The exercise -> Below are some entries. Transcribe the lines from the one holding "Give me the" to the one holding "string; shortcut?: string;", inclusive, but not the pictures among them.

Dataset ->

-- begin --

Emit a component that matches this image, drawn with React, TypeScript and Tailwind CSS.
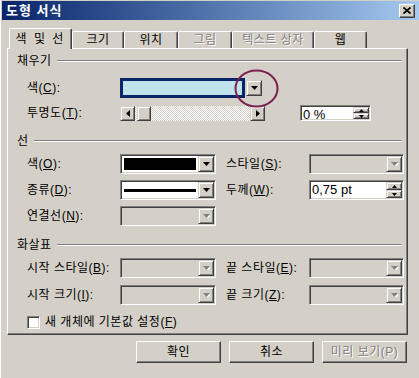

-- end --
-- begin --

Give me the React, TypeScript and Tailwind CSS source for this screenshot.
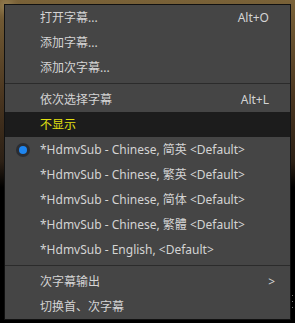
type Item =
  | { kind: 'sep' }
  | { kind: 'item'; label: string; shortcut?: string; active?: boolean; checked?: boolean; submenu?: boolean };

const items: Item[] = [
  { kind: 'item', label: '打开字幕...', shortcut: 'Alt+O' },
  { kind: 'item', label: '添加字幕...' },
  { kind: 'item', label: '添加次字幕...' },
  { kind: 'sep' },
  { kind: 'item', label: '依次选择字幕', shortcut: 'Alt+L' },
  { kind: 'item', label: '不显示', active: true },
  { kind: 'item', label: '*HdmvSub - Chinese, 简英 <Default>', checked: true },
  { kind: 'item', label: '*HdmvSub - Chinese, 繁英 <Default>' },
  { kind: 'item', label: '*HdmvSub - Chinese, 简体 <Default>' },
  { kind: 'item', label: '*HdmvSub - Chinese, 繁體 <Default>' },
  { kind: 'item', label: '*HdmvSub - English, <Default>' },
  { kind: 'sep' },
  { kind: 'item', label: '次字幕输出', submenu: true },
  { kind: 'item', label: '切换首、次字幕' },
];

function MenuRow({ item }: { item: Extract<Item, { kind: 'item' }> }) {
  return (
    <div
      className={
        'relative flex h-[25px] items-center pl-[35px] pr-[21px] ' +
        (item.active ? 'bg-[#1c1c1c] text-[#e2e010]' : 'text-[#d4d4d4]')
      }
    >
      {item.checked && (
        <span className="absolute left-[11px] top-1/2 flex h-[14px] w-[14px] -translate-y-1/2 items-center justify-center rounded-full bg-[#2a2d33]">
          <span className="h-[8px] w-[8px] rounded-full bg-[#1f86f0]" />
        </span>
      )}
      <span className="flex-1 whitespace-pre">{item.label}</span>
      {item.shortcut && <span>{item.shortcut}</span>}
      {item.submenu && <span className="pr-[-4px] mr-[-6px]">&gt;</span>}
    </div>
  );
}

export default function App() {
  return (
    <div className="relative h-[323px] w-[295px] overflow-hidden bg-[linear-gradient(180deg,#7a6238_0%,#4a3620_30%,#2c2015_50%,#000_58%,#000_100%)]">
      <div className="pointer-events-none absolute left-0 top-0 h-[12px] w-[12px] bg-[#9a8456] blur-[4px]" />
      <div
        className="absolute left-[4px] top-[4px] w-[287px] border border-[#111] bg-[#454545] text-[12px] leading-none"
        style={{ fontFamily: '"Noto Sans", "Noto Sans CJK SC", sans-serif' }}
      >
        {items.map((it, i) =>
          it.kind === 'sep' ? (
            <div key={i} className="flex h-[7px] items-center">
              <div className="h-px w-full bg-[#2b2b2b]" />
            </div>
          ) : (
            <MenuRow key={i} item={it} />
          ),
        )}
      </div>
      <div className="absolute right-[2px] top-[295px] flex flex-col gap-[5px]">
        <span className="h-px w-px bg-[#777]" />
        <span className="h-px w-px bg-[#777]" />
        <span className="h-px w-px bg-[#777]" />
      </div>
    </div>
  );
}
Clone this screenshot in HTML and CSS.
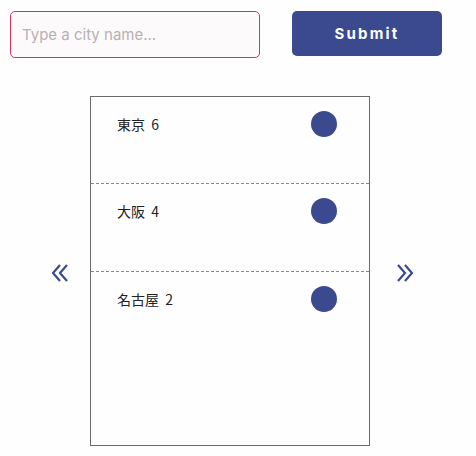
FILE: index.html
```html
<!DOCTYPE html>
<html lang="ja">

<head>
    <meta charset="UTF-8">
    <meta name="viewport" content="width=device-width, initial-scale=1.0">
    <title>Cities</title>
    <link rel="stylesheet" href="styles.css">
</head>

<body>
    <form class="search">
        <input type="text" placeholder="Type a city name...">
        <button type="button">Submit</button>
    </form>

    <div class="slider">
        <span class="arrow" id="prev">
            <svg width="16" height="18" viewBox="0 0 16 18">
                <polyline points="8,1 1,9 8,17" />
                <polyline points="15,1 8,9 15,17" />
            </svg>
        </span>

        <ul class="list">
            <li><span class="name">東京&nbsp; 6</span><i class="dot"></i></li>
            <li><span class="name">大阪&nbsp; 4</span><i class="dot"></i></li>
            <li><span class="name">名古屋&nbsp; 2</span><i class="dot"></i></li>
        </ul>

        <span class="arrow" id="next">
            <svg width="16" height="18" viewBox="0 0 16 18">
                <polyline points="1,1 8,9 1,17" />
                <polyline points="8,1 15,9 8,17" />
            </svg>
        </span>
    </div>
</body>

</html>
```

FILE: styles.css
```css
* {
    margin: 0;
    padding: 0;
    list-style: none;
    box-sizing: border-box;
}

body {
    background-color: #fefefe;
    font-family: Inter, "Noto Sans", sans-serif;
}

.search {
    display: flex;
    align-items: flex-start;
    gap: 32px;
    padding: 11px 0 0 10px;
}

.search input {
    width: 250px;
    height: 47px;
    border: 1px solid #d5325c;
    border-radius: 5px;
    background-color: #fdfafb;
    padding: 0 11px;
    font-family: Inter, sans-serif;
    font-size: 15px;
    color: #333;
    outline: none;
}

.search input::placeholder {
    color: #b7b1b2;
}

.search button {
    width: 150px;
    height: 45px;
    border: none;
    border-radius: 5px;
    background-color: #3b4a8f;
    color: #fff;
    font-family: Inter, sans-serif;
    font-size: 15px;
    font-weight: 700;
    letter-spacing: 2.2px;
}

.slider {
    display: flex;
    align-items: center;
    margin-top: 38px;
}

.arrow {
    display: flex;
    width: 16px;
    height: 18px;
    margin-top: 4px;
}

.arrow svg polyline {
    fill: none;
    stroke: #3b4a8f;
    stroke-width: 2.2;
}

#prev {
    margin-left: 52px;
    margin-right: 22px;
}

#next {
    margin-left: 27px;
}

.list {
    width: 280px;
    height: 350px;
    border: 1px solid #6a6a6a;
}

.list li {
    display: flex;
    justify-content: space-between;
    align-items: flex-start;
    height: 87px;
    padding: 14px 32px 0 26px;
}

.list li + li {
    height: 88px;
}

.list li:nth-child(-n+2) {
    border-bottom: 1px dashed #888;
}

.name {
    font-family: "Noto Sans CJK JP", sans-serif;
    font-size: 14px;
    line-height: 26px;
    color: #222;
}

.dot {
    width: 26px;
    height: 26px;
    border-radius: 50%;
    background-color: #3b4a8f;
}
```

-- end --

Exercise answer ->
Give me the React, TypeScript and Tailwind CSS source for this screenshot.
type Item =
  | { kind: 'sep' }
  | { kind: 'item'; label: string; shortcut?: string; active?: boolean; checked?: boolean; submenu?: boolean };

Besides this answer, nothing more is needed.